Once the design is established and consensus developed, legal communities must develop a strategy for implementation. The location, scope and conditions for the first stage of implementation, e.g., a pilot project, must be carefully determined. The budgetary impacts and allocations, facilities, selection and certification process, training and development, proper coordination with court administrators, the authority for reform by administrative action or judicial order short of legislation, and the timetable for implementation, evaluation, and midstream amendments all present critical issues. Prior attention to these questions will enhance the likelihood of successful acceptance.

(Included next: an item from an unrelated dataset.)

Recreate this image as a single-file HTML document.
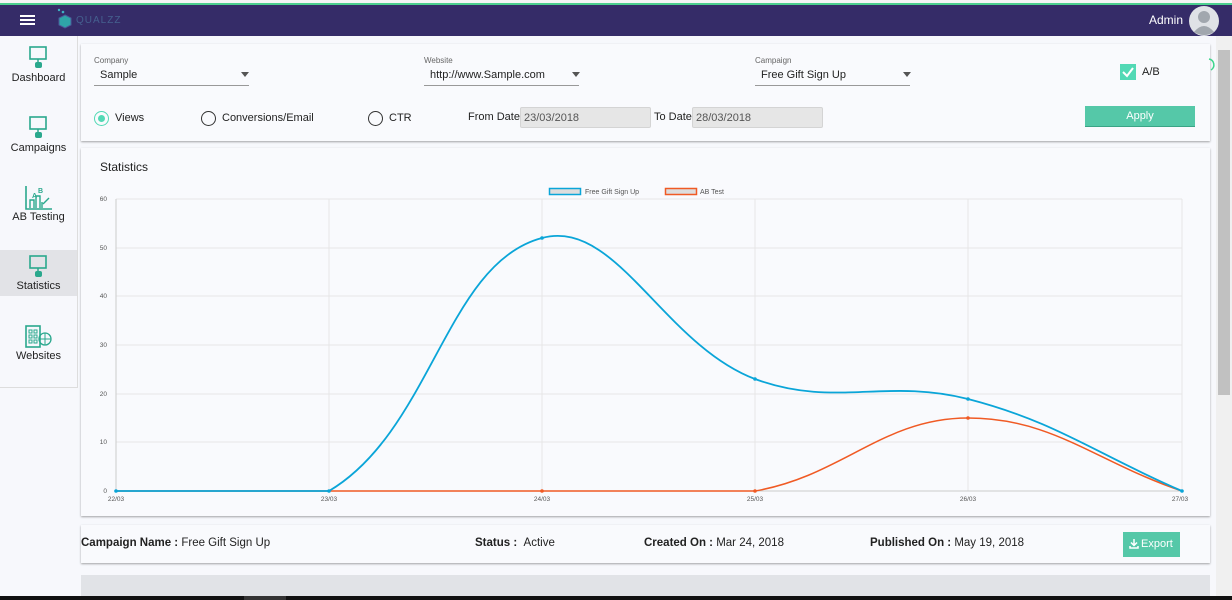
<!DOCTYPE html>
<html><head><meta charset="utf-8"><style>
*{margin:0;padding:0;box-sizing:border-box}
body{width:1232px;height:600px;overflow:hidden;background:#f7f8fc;font-family:"Liberation Sans",sans-serif;color:#222;position:relative}
.abs{position:absolute}
.top{left:0;top:0;width:1232px;height:5px;background:#f4f6f5;border-bottom:2px solid #4cd08f}
.nav{left:0;top:5px;width:1232px;height:31px;background:#352c68}
.side{left:0;top:36px;width:78px;height:352px;background:#f7f8fc;border-right:1px solid #ddd;border-bottom:1px solid #ddd}
.side .it{position:absolute;left:0;width:77px;text-align:center;font-size:11px;color:#222}
.card{background:#f9fafd;box-shadow:0 1px 2px rgba(0,0,0,.35)}
.lbl{font-size:8px;color:#666}
.sel{font-size:11px;color:#222}
.ul{height:1px;background:#999}
.tri{width:0;height:0;border-left:4px solid transparent;border-right:4px solid transparent;border-top:5px solid #555}
.radio{width:15px;height:15px;border-radius:50%;border:1.5px solid #333}
.t12{font-size:11px}
.inp{background:#e6e6e6;border:1px solid #d4d4d4;border-radius:2px;font-size:11px;color:#555;padding:4px 3px}
</style></head><body>
<div class="abs top"></div>
<div class="abs nav">
 <div class="abs" style="left:20px;top:10px;width:15px;height:2px;background:#fff;box-shadow:0 4px 0 #fff,0 8px 0 #fff"></div>
 <svg class="abs" style="left:55px;top:2px" width="20" height="24"><circle cx="4" cy="3" r="1.2" fill="#3bb3c4"/><circle cx="8" cy="5" r="1.3" fill="#3bb3c4"/><polygon points="10,8 16,11 16,18 10,21 4,18 4,11" fill="#2fa5a8" stroke="#4a5a9a" stroke-width="1"/></svg>
 <div class="abs" style="left:76px;top:10px;font-size:10px;color:#45608f;letter-spacing:1px">QUALZZ</div>
 <div class="abs" style="left:1149px;top:8px;font-size:12px;color:#fff">Admin</div>
 <svg class="abs" style="left:1188px;top:0" width="32" height="32"><circle cx="16" cy="16" r="15" fill="#dfe2e6"/><circle cx="16" cy="12" r="6" fill="#a1a7ae"/><path d="M6,27 Q16,15 26,27 Q16,33 6,27Z" fill="#a1a7ae"/></svg>
</div>
<div class="abs side">
 <div class="abs" style="left:0;top:214px;width:77px;height:46px;background:#e2e3e7"></div>
 <svg class="abs" style="left:29px;top:10px" width="20" height="24"><rect x="1" y="1" width="16" height="12" fill="none" stroke="#2aa88d" stroke-width="1.6"/><line x1="9" y1="13" x2="9" y2="16" stroke="#2aa88d" stroke-width="1.5"/><rect x="6" y="16" width="7" height="6" rx="2" fill="#2aa88d"/></svg>
 <div class="it" style="top:36px">Dashboard</div>
 <svg class="abs" style="left:29px;top:80px" width="20" height="24"><rect x="1" y="1" width="16" height="12" fill="none" stroke="#2aa88d" stroke-width="1.6"/><line x1="9" y1="13" x2="9" y2="16" stroke="#2aa88d" stroke-width="1.5"/><rect x="6" y="16" width="7" height="6" rx="2" fill="#2aa88d"/></svg>
 <div class="it" style="top:106px">Campaigns</div>
 <svg class="abs" style="left:25px;top:150px" width="28" height="24"><path d="M1,0 V23 H27" fill="none" stroke="#2aa88d" stroke-width="1.6"/><path d="M5,22 V14 H9 V22 M11,22 V10 H15 V22 M17,22 V16" fill="none" stroke="#2aa88d" stroke-width="1.4"/><text x="7" y="12" font-size="7" font-weight="bold" fill="#2aa88d" font-family="Liberation Sans">A</text><text x="13" y="7" font-size="7" font-weight="bold" fill="#2aa88d" font-family="Liberation Sans">B</text><path d="M18,18 L24,12" stroke="#2aa88d" stroke-width="1.4"/></svg>
 <div class="it" style="top:175px">AB Testing</div>
 <svg class="abs" style="left:29px;top:219px" width="20" height="24"><rect x="1" y="1" width="16" height="12" fill="none" stroke="#2aa88d" stroke-width="1.6"/><line x1="9" y1="13" x2="9" y2="16" stroke="#2aa88d" stroke-width="1.5"/><rect x="6" y="16" width="7" height="6" rx="2" fill="#2aa88d"/></svg>
 <div class="it" style="top:244px">Statistics</div>
 <svg class="abs" style="left:25px;top:289px" width="28" height="24"><rect x="1" y="1" width="14" height="21" fill="none" stroke="#2aa88d" stroke-width="1.6"/><path d="M4,5h3v3h-3z M9,5h3v3h-3z M4,10h3v3h-3z M9,10h3v3h-3z M4,15h3v3h-3z M9,15h3v3h-3z" fill="none" stroke="#2aa88d" stroke-width="1"/><circle cx="20" cy="14" r="6" fill="none" stroke="#2aa88d" stroke-width="1.3"/><path d="M14,14h12 M20,8v12" stroke="#2aa88d" stroke-width="1"/></svg>
 <div class="it" style="top:314px">Websites</div>
</div>

<div class="abs card" style="left:81px;top:44px;width:1129px;height:97px"></div>
<div class="abs lbl" style="left:94px;top:56px">Company</div>
<div class="abs sel" style="left:100px;top:69px">Sample</div>
<div class="abs tri" style="left:241px;top:72px"></div>
<div class="abs ul" style="left:94px;top:85px;width:155px"></div>
<div class="abs lbl" style="left:424px;top:56px">Website</div>
<div class="abs sel" style="left:430px;top:69px">http://www.Sample.com</div>
<div class="abs tri" style="left:572px;top:72px"></div>
<div class="abs ul" style="left:424px;top:85px;width:155px"></div>
<div class="abs lbl" style="left:755px;top:56px">Campaign</div>
<div class="abs sel" style="left:761px;top:69px">Free Gift Sign Up</div>
<div class="abs tri" style="left:903px;top:72px"></div>
<div class="abs ul" style="left:755px;top:85px;width:155px"></div>
<div class="abs" style="left:1120px;top:64px;width:16px;height:16px;background:#52d9b5"></div>
<svg class="abs" style="left:1120px;top:64px" width="16" height="16"><path d="M3,8 L7,12 L13,4" fill="none" stroke="#fff" stroke-width="2"/></svg>
<div class="abs t12" style="left:1142px;top:66px">A/B</div>
<svg class="abs" style="left:1206px;top:56px" width="14" height="18"><path d="M3,3 A6,6 0 0 1 5,14" fill="none" stroke="#3dd68c" stroke-width="1.5"/></svg>

<div class="abs radio" style="left:94px;top:111px;border-color:#52d9b5"></div>
<div class="abs" style="left:98px;top:115px;width:7px;height:7px;border-radius:50%;background:#52d9b5"></div>
<div class="abs t12" style="left:115px;top:112px">Views</div>
<div class="abs radio" style="left:201px;top:111px"></div>
<div class="abs t12" style="left:222px;top:112px">Conversions/Email</div>
<div class="abs radio" style="left:368px;top:111px"></div>
<div class="abs t12" style="left:389px;top:112px">CTR</div>
<div class="abs t12" style="left:468px;top:111px">From Date</div>
<div class="abs inp" style="left:520px;top:107px;width:131px;height:21px">23/03/2018</div>
<div class="abs t12" style="left:654px;top:111px">To Date</div>
<div class="abs inp" style="left:692px;top:107px;width:131px;height:21px">28/03/2018</div>
<div class="abs" style="left:1085px;top:106px;width:110px;height:21px;background:#55c8a8;color:#fff;font-size:11px;text-align:center;line-height:21px;border-bottom:1px solid #3aa486">Apply</div>

<div class="abs card" style="left:81px;top:148px;width:1129px;height:368px"></div>
<div class="abs" style="left:100px;top:160px;font-size:12px">Statistics</div>
<svg class="abs" style="left:81px;top:148px" width="1129" height="368" viewBox="81 148 1129 368" font-family="Liberation Sans">
 <g stroke="#e6e6e6" stroke-width="1">
  <line x1="116" y1="199" x2="1182" y2="199"/><line x1="116" y1="248" x2="1182" y2="248"/><line x1="116" y1="296" x2="1182" y2="296"/><line x1="116" y1="345" x2="1182" y2="345"/><line x1="116" y1="394" x2="1182" y2="394"/><line x1="116" y1="442" x2="1182" y2="442"/>
  <line x1="329" y1="199" x2="329" y2="491"/><line x1="542" y1="199" x2="542" y2="491"/><line x1="755" y1="199" x2="755" y2="491"/><line x1="968" y1="199" x2="968" y2="491"/><line x1="1182" y1="199" x2="1182" y2="491"/>
 </g>
 <line x1="116" y1="199" x2="116" y2="491" stroke="#ccc"/>
 <line x1="116" y1="491" x2="1182" y2="491" stroke="#ccc"/>
 <g font-size="6.5" fill="#555" text-anchor="end">
  <text x="107" y="201">60</text><text x="107" y="250">50</text><text x="107" y="298">40</text><text x="107" y="347">30</text><text x="107" y="396">20</text><text x="107" y="444">10</text><text x="107" y="493">0</text>
 </g>
 <g font-size="6.5" fill="#555" text-anchor="middle">
  <text x="116" y="501">22/03</text><text x="329" y="501">23/03</text><text x="542" y="501">24/03</text><text x="755" y="501">25/03</text><text x="968" y="501">26/03</text><text x="1180" y="501">27/03</text>
 </g>
 <rect x="549.5" y="188.5" width="31" height="6" fill="#ddd" stroke="#0aa5d8" stroke-width="1.5"/>
 <text x="585" y="194" font-size="7" fill="#555">Free Gift Sign Up</text>
 <rect x="665.5" y="188.5" width="31" height="6" fill="#ddd" stroke="#f05a24" stroke-width="1.5"/>
 <text x="700" y="194" font-size="7" fill="#555">AB Test</text>
 <path d="M116,491 L755,491 C842,476 883,418 968,418 C1053,418 1096,462 1182,491" fill="none" stroke="#f05a24" stroke-width="1.5"/>
 <path d="M116,491 L329,491 C432,430 446,263 542,238 C616,218 663,344 755,379 C833,408 886,378 968,399 C1057,422 1096,454 1182,491" fill="none" stroke="#0aa5d8" stroke-width="1.8"/>
 <g fill="#0aa5d8"><circle cx="116" cy="491" r="1.8"/><circle cx="329" cy="491" r="1.8"/><circle cx="542" cy="238" r="1.8"/><circle cx="755" cy="379" r="1.8"/><circle cx="968" cy="399" r="1.8"/><circle cx="1182" cy="491" r="1.8"/></g>
 <g fill="#f05a24"><circle cx="542" cy="491" r="1.8"/><circle cx="755" cy="491" r="1.8"/><circle cx="968" cy="418" r="1.8"/></g>
</svg>

<div class="abs card" style="left:81px;top:525px;width:1129px;height:38px"></div>
<div class="abs" style="left:81px;top:537px;font-size:11.5px"><b>Campaign Name :</b> Free Gift Sign Up</div>
<div class="abs" style="left:475px;top:537px;font-size:11.5px"><b>Status :</b> &nbsp;Active</div>
<div class="abs" style="left:644px;top:537px;font-size:11.5px"><b>Created On :</b> Mar 24, 2018</div>
<div class="abs" style="left:870px;top:537px;font-size:11.5px"><b>Published On :</b> May 19, 2018</div>
<div class="abs" style="left:1123px;top:532px;width:57px;height:25px;background:#55c8a8;color:#fff;font-size:11px;line-height:24px;padding-left:18px">Export</div>
<svg class="abs" style="left:1128px;top:538px" width="12" height="12"><path d="M6,1 V7 M3,4.5 L6,7.5 L9,4.5 M2,8 V10 H10 V8" fill="none" stroke="#fff" stroke-width="1.5"/></svg>

<div class="abs" style="left:81px;top:575px;width:1129px;height:21px;background:#e1e3e7"></div>
<div class="abs" style="left:1216px;top:36px;width:16px;height:560px;background:#f0f0f0"></div>
<div class="abs" style="left:1218px;top:50px;width:12px;height:345px;background:#c1c1c1"></div>
<div class="abs" style="left:0;top:596px;width:1232px;height:4px;background:#111"></div>
<div class="abs" style="left:244px;top:596px;width:42px;height:4px;background:#333"></div>
</body></html>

A Tool for the 21st Century
Mediation is no panacea for the world's conflicts. Resistance to its varied forms, including judicial mediation, will remain strong in some quarters. However, an assessment of contemporary judicial systems will reveal that without complementary alternatives to trial, formal litigation systems are unlikely to realize their primary objective of delivering justice. An open study of worldwide reforms will provide a greater awareness of the available tools to solve contemporary problems. A thoughtful adaptation of practicable models will ensure the preservation of important values and also limit the obstacles to implementation. The development of consensus (from the bottom up) among primary participants in the judicial process will provide an important foundation for the acceptance of reform determinations (from the top down). And effective implementation strategies will be critical for transforming well-intended proposals into effective and beneficial legal practices.
Through this process of assessment, comparative study, adaptation, consensus-building and implementation strategy, legal communities will be better able to use judicial mediation as one of many tools designed to meet the conflict resolution challenges of the next century.